Consumption and Income of the Poor Elderly Since 1960

Bruce Meyer, James Sullivan

NBER Retirement Research Center Paper No. NB 10-08
Issued in September 2010

We examine changes in material well-being among individuals 65 and over during the last five decades, focusing on poverty and low percentiles of income and consumption, housing quality, and durable ownership. Our analyses make many methodological improvements in the measurement of income and consumption for those with few resources. We answer three related research questions. First, how has poverty and well-being changed among those 65 and over during the past five decades? Second, for which groups of elderly have the changes in consumption and income been the most pronounced? Third, what are the proximate causes of the changes in poverty and low percentiles? In particular, what is the role played by changes in the demographic composition of the elderly, taxes, transfers, household savings, and the ownership of durables such as houses and cars? The consumption data show much greater improvement over time than do the income data. This pattern of greater improvement in consumption is even more striking for poverty gaps, deep poverty, and relative poverty. Low percentiles of consumption have risen sharply in recent years, much faster than the same percentiles of income. Housing quality and durable ownership have increased sharply over time for those at the bottom of the income and consumption distributions.

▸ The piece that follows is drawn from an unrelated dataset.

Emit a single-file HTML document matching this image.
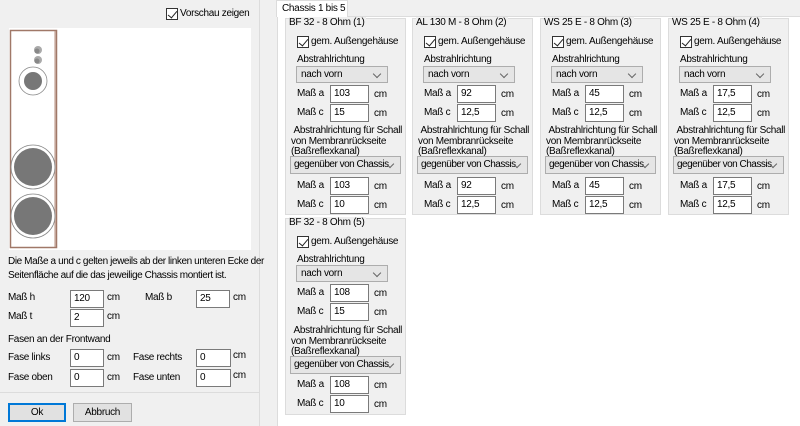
<!DOCTYPE html><html><head><meta charset="utf-8"><style>
*{box-sizing:border-box;margin:0;padding:0}
body{width:800px;height:426px;background:#f0f0f0;font-family:"Liberation Sans",sans-serif;font-size:10px;letter-spacing:-0.3px;color:#000;position:relative;overflow:hidden}
.a{position:absolute;white-space:nowrap}
.in{position:absolute;background:#fff;border:1px solid #7a7a7a;padding:1px 3px;font-size:10px;line-height:14px}
.cb{position:absolute;width:12px;height:12px;border:1px solid #333;background:#fff}
.cb:after{content:"";position:absolute;left:3px;top:0px;width:4px;height:8px;border:solid #222;border-width:0 1.3px 1.3px 0;transform:rotate(40deg)}
.co{position:absolute;background:#e5e5e5;border:1px solid #adadad;padding:1px 4px;line-height:14px;white-space:nowrap;overflow:hidden}
.co:after{content:"";position:absolute;right:7px;top:4px;width:5px;height:5px;border:solid #666;border-width:0 1px 1px 0;transform:rotate(45deg)}
.co.w{padding-left:3px;letter-spacing:-0.5px}
.g{position:absolute;width:121px;height:197px;background:#f0f0f0;border:1px solid #dcdcdc}
.g .t{position:absolute;left:3px;top:-2px;background:#f0f0f0;padding-right:2px;white-space:nowrap}
</style></head><body>
<div class="a" style="left:259px;top:0;width:1px;height:426px;background:#dcdcdc"></div>
<div class="a" style="left:0;top:392px;width:259px;height:1px;background:#dcdcdc"></div>
<div class="cb" style="left:166px;top:8px"></div><div class="a" style="left:180px;top:8px">Vorschau zeigen</div>
<div class="a" style="left:9px;top:28px;width:242px;height:222px;background:#fff"></div>
<svg class="a" style="left:0;top:0" width="260" height="260">
<rect x="10.5" y="30.5" width="46" height="217" fill="#fff" stroke="#a07868" stroke-width="1.5"/>
<line x1="55" y1="31" x2="55" y2="247" stroke="#b89080"/>
<circle cx="38" cy="50" r="4" fill="#aaa"/><circle cx="37" cy="51" r="2.5" fill="#888"/>
<circle cx="38" cy="60" r="4" fill="#aaa"/><circle cx="37" cy="61" r="2.5" fill="#888"/>
<circle cx="33" cy="81" r="14" fill="none" stroke="#888" stroke-width=".8"/><circle cx="33" cy="81" r="9" fill="#777"/>
<circle cx="33" cy="167" r="22" fill="none" stroke="#888" stroke-width=".8"/><circle cx="33" cy="167" r="19" fill="#777"/>
<circle cx="33" cy="216" r="22" fill="none" stroke="#888" stroke-width=".8"/><circle cx="33" cy="216" r="19" fill="#777"/>
</svg>
<div class="a" style="left:8px;top:255px;line-height:14px;letter-spacing:-0.4px">Die Maße a und c gelten jeweils ab der linken unteren Ecke der<br>Seitenfläche auf die das jeweilige Chassis montiert ist.</div>
<div class="a" style="left:8px;top:292px">Maß h</div><div class="in" style="left:70px;top:290px;width:34px;height:18px">120</div><div class="a" style="left:107px;top:292px">cm</div>
<div class="a" style="left:145px;top:292px">Maß b</div><div class="in" style="left:196px;top:290px;width:34px;height:18px">25</div><div class="a" style="left:233px;top:292px">cm</div>
<div class="a" style="left:8px;top:311px">Maß t</div><div class="in" style="left:70px;top:309px;width:34px;height:18px">2</div><div class="a" style="left:107px;top:311px">cm</div>
<div class="a" style="left:8px;top:334px">Fasen an der Frontwand</div>
<div class="a" style="left:8px;top:352px">Fase links</div><div class="in" style="left:70px;top:349px;width:34px;height:18px">0</div><div class="a" style="left:107px;top:352px">cm</div>
<div class="a" style="left:133px;top:352px">Fase rechts</div><div class="in" style="left:196px;top:349px;width:35px;height:18px">0</div><div class="a" style="left:233px;top:350px">cm</div>
<div class="a" style="left:8px;top:372px">Fase oben</div><div class="in" style="left:70px;top:369px;width:34px;height:18px">0</div><div class="a" style="left:107px;top:372px">cm</div>
<div class="a" style="left:133px;top:372px">Fase unten</div><div class="in" style="left:196px;top:369px;width:35px;height:18px">0</div><div class="a" style="left:233px;top:370px">cm</div>
<div class="a" style="left:8px;top:403px;width:58px;height:19px;background:#e1e1e1;border:2px solid #0078d7;text-align:center;line-height:15px">Ok</div>
<div class="a" style="left:73px;top:403px;width:59px;height:19px;background:#e1e1e1;border:1px solid #adadad;text-align:center;line-height:17px">Abbruch</div>
<div class="a" style="left:277px;top:16px;width:523px;height:410px;background:#fff;border-left:1px solid #dcdcdc;border-top:1px solid #dcdcdc"></div>
<div class="a" style="left:276px;top:0;width:72px;height:17px;background:#fff;border:1px solid #dcdcdc;border-bottom:none;padding:2px 0 0 5px">Chassis 1 bis 5</div>

<div class="g" style="left:285px;top:18px"><div class="t">BF 32 - 8 Ohm (1)</div>
<div class="cb" style="left:11px;top:17px"></div><div class="a" style="left:25px;top:17px">gem. Außengehäuse</div>
<div class="a" style="left:11px;top:35px">Abstrahlrichtung</div>
<div class="co" style="left:10px;top:47px;width:92px;height:17px">nach vorn</div>
<div class="a" style="left:11px;top:69px">Maß a</div><div class="in" style="left:44px;top:66px;width:39px;height:18px">103</div><div class="a" style="left:88px;top:70px">cm</div>
<div class="a" style="left:11px;top:88px">Maß c</div><div class="in" style="left:44px;top:85px;width:39px;height:18px">15</div><div class="a" style="left:88px;top:89px">cm</div>
<div class="a" style="left:5px;top:107px;line-height:10.5px">&nbsp;Abstrahlrichtung für Schall<br>von Membranrückseite<br>(Baßreflexkanal)</div>
<div class="co w" style="left:4px;top:137px;width:111px;height:18px">gegenüber von Chassis</div>
<div class="a" style="left:11px;top:161px">Maß a</div><div class="in" style="left:44px;top:158px;width:39px;height:18px">103</div><div class="a" style="left:88px;top:162px">cm</div>
<div class="a" style="left:11px;top:180px">Maß c</div><div class="in" style="left:44px;top:177px;width:39px;height:18px">10</div><div class="a" style="left:88px;top:181px">cm</div>
</div>
<div class="g" style="left:412px;top:18px"><div class="t">AL 130 M - 8 Ohm (2)</div>
<div class="cb" style="left:11px;top:17px"></div><div class="a" style="left:25px;top:17px">gem. Außengehäuse</div>
<div class="a" style="left:11px;top:35px">Abstrahlrichtung</div>
<div class="co" style="left:10px;top:47px;width:92px;height:17px">nach vorn</div>
<div class="a" style="left:11px;top:69px">Maß a</div><div class="in" style="left:44px;top:66px;width:39px;height:18px">92</div><div class="a" style="left:88px;top:70px">cm</div>
<div class="a" style="left:11px;top:88px">Maß c</div><div class="in" style="left:44px;top:85px;width:39px;height:18px">12,5</div><div class="a" style="left:88px;top:89px">cm</div>
<div class="a" style="left:5px;top:107px;line-height:10.5px">&nbsp;Abstrahlrichtung für Schall<br>von Membranrückseite<br>(Baßreflexkanal)</div>
<div class="co w" style="left:4px;top:137px;width:111px;height:18px">gegenüber von Chassis</div>
<div class="a" style="left:11px;top:161px">Maß a</div><div class="in" style="left:44px;top:158px;width:39px;height:18px">92</div><div class="a" style="left:88px;top:162px">cm</div>
<div class="a" style="left:11px;top:180px">Maß c</div><div class="in" style="left:44px;top:177px;width:39px;height:18px">12,5</div><div class="a" style="left:88px;top:181px">cm</div>
</div>
<div class="g" style="left:540px;top:18px"><div class="t">WS 25 E - 8 Ohm (3)</div>
<div class="cb" style="left:11px;top:17px"></div><div class="a" style="left:25px;top:17px">gem. Außengehäuse</div>
<div class="a" style="left:11px;top:35px">Abstrahlrichtung</div>
<div class="co" style="left:10px;top:47px;width:92px;height:17px">nach vorn</div>
<div class="a" style="left:11px;top:69px">Maß a</div><div class="in" style="left:44px;top:66px;width:39px;height:18px">45</div><div class="a" style="left:88px;top:70px">cm</div>
<div class="a" style="left:11px;top:88px">Maß c</div><div class="in" style="left:44px;top:85px;width:39px;height:18px">12,5</div><div class="a" style="left:88px;top:89px">cm</div>
<div class="a" style="left:5px;top:107px;line-height:10.5px">&nbsp;Abstrahlrichtung für Schall<br>von Membranrückseite<br>(Baßreflexkanal)</div>
<div class="co w" style="left:4px;top:137px;width:111px;height:18px">gegenüber von Chassis</div>
<div class="a" style="left:11px;top:161px">Maß a</div><div class="in" style="left:44px;top:158px;width:39px;height:18px">45</div><div class="a" style="left:88px;top:162px">cm</div>
<div class="a" style="left:11px;top:180px">Maß c</div><div class="in" style="left:44px;top:177px;width:39px;height:18px">12,5</div><div class="a" style="left:88px;top:181px">cm</div>
</div>
<div class="g" style="left:668px;top:18px"><div class="t">WS 25 E - 8 Ohm (4)</div>
<div class="cb" style="left:11px;top:17px"></div><div class="a" style="left:25px;top:17px">gem. Außengehäuse</div>
<div class="a" style="left:11px;top:35px">Abstrahlrichtung</div>
<div class="co" style="left:10px;top:47px;width:92px;height:17px">nach vorn</div>
<div class="a" style="left:11px;top:69px">Maß a</div><div class="in" style="left:44px;top:66px;width:39px;height:18px">17,5</div><div class="a" style="left:88px;top:70px">cm</div>
<div class="a" style="left:11px;top:88px">Maß c</div><div class="in" style="left:44px;top:85px;width:39px;height:18px">12,5</div><div class="a" style="left:88px;top:89px">cm</div>
<div class="a" style="left:5px;top:107px;line-height:10.5px">&nbsp;Abstrahlrichtung für Schall<br>von Membranrückseite<br>(Baßreflexkanal)</div>
<div class="co w" style="left:4px;top:137px;width:111px;height:18px">gegenüber von Chassis</div>
<div class="a" style="left:11px;top:161px">Maß a</div><div class="in" style="left:44px;top:158px;width:39px;height:18px">17,5</div><div class="a" style="left:88px;top:162px">cm</div>
<div class="a" style="left:11px;top:180px">Maß c</div><div class="in" style="left:44px;top:177px;width:39px;height:18px">12,5</div><div class="a" style="left:88px;top:181px">cm</div>
</div>
<div class="g" style="left:285px;top:218px"><div class="t">BF 32 - 8 Ohm (5)</div>
<div class="cb" style="left:11px;top:17px"></div><div class="a" style="left:25px;top:17px">gem. Außengehäuse</div>
<div class="a" style="left:11px;top:35px">Abstrahlrichtung</div>
<div class="co" style="left:10px;top:46px;width:92px;height:17px">nach vorn</div>
<div class="a" style="left:11px;top:68px">Maß a</div><div class="in" style="left:44px;top:65px;width:39px;height:18px">108</div><div class="a" style="left:88px;top:69px">cm</div>
<div class="a" style="left:11px;top:87px">Maß c</div><div class="in" style="left:44px;top:84px;width:39px;height:18px">15</div><div class="a" style="left:88px;top:88px">cm</div>
<div class="a" style="left:5px;top:107px;line-height:10.5px">&nbsp;Abstrahlrichtung für Schall<br>von Membranrückseite<br>(Baßreflexkanal)</div>
<div class="co w" style="left:4px;top:137px;width:111px;height:18px">gegenüber von Chassis</div>
<div class="a" style="left:11px;top:160px">Maß a</div><div class="in" style="left:44px;top:157px;width:39px;height:18px">108</div><div class="a" style="left:88px;top:161px">cm</div>
<div class="a" style="left:11px;top:179px">Maß c</div><div class="in" style="left:44px;top:176px;width:39px;height:18px">10</div><div class="a" style="left:88px;top:180px">cm</div>
</div>
</body></html>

We find that the sharp differences in income poverty by age have narrowed over time, and for consumption-based poverty they narrow further. Sharp differences in income poverty by gender continue, but have almost disappeared for consumption poverty. In analyzing these trends, how one accounts for price changes has a large affect on the results. Demographics (other than education) do not play a large role in explaining the patterns, nor do taxes and in-kind transfers, but changes in social security benefits play a large role.